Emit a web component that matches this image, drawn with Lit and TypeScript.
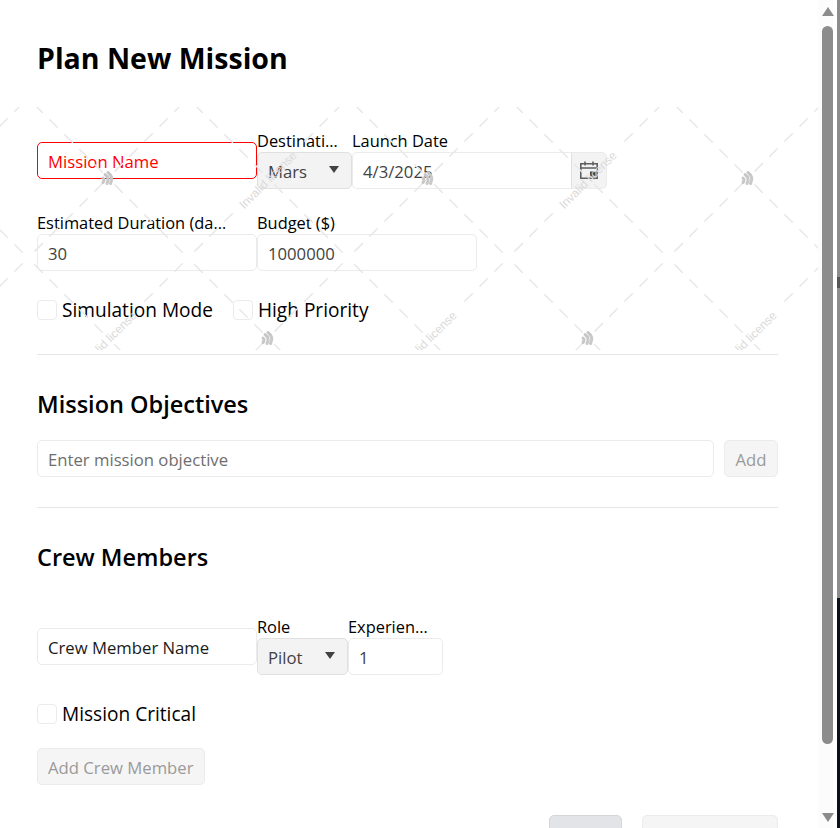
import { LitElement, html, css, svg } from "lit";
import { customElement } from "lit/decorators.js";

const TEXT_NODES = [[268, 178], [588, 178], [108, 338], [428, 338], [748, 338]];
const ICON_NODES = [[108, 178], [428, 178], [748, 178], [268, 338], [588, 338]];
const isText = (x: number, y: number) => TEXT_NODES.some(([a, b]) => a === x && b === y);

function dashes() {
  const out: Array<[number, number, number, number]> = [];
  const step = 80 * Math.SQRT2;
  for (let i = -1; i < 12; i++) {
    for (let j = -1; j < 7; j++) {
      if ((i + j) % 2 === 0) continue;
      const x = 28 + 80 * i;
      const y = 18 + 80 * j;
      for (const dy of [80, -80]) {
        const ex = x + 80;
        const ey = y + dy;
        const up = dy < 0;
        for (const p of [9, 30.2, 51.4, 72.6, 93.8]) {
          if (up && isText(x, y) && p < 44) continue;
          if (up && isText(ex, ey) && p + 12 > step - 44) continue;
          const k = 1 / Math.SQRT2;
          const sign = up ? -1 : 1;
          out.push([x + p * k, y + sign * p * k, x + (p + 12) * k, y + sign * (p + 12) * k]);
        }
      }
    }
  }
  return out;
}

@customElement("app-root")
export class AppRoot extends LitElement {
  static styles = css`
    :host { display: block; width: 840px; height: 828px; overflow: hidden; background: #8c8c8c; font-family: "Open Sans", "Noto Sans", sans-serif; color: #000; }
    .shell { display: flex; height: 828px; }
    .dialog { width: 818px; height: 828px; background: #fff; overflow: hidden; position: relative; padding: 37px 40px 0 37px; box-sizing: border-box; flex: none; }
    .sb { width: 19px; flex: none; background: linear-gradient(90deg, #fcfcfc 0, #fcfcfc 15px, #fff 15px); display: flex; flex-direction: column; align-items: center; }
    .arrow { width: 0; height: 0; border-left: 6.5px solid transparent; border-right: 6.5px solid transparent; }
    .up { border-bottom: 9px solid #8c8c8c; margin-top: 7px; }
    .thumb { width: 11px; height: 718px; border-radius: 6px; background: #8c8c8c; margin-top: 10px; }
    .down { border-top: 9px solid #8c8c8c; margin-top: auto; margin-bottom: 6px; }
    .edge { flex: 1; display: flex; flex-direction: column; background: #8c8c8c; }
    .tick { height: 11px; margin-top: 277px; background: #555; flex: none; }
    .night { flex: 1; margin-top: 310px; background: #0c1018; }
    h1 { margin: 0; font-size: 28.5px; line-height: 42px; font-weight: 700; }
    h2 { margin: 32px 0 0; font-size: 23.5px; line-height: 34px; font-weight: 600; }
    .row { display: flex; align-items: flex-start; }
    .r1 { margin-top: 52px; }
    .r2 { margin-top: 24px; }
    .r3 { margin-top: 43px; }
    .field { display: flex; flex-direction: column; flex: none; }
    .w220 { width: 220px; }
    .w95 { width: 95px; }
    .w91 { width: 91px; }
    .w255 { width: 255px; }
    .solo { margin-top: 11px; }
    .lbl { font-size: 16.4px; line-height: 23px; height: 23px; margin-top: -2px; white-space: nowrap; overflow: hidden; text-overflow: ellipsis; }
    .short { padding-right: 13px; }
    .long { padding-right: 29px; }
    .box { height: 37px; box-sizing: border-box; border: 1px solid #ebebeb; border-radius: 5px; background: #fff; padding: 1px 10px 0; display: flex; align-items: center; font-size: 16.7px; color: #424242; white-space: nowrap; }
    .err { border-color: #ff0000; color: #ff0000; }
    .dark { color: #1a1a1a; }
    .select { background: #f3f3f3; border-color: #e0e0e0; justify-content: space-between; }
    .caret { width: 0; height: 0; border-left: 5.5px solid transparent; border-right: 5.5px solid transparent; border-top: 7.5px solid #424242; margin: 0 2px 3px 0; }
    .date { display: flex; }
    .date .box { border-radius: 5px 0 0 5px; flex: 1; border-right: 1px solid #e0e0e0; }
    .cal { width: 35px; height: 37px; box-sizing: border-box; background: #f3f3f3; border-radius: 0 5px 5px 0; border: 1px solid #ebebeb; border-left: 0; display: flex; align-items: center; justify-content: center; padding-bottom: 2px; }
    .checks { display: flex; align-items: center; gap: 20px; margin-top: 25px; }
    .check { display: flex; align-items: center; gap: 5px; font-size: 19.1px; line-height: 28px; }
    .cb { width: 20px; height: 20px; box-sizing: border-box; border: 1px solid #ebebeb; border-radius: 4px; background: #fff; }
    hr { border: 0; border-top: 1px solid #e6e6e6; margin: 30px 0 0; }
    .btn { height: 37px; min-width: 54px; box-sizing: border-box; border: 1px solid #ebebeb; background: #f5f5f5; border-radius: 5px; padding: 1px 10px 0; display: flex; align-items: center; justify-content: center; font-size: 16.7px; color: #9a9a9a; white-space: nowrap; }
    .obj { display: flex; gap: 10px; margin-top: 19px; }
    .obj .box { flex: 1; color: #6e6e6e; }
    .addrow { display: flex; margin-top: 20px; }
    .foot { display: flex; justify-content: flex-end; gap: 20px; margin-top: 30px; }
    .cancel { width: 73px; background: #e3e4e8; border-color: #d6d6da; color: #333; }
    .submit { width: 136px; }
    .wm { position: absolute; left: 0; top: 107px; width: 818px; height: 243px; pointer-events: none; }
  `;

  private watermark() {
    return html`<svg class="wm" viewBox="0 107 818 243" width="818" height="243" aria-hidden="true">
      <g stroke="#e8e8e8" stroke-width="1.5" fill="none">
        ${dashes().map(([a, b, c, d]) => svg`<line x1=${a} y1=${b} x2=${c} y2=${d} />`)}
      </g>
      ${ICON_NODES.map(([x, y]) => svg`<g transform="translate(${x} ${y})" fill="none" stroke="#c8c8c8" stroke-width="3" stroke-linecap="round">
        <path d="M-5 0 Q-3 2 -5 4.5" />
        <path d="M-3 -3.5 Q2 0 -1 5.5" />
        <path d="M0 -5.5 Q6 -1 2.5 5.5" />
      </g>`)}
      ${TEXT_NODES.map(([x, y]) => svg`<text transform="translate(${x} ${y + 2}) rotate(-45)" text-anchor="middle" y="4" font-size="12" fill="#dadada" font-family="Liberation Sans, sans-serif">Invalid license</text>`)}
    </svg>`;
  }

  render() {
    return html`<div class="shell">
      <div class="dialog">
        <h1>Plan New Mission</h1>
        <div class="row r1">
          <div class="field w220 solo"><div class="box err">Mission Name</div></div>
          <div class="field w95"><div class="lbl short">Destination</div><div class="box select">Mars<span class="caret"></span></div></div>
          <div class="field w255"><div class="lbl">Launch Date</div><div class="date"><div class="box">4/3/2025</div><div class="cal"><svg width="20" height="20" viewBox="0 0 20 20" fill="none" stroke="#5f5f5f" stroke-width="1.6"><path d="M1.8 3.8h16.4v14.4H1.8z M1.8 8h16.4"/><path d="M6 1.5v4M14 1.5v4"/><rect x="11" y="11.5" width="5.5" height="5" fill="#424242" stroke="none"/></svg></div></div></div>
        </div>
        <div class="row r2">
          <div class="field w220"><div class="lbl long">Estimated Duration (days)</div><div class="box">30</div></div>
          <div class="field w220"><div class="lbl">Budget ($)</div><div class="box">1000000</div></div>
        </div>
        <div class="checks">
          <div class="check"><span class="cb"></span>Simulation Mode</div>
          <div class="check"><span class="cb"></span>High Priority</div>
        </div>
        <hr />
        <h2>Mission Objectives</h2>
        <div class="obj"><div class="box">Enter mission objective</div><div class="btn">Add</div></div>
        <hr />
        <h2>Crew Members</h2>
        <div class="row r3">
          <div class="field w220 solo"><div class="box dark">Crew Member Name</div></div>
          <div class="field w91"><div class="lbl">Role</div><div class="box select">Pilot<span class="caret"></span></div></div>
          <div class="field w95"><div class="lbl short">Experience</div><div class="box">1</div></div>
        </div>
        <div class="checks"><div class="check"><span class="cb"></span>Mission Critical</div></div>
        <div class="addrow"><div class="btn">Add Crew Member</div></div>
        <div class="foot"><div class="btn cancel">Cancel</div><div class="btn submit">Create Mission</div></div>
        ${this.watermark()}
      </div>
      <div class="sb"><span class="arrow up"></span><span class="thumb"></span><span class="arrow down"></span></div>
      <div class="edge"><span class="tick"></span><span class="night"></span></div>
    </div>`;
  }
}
——
Given task - Print, exactly as written, the lines above from the first one to the one containing "const isText = (x: number, y: number)". Leave out pictures.

Solution for this problem -
Emit a web component that matches this image, drawn with Lit and TypeScript.
import { LitElement, html, css, svg } from "lit";
import { customElement } from "lit/decorators.js";

const TEXT_NODES = [[268, 178], [588, 178], [108, 338], [428, 338], [748, 338]];
const ICON_NODES = [[108, 178], [428, 178], [748, 178], [268, 338], [588, 338]];
const isText = (x: number, y: number) => TEXT_NODES.some(([a, b]) => a === x && b === y);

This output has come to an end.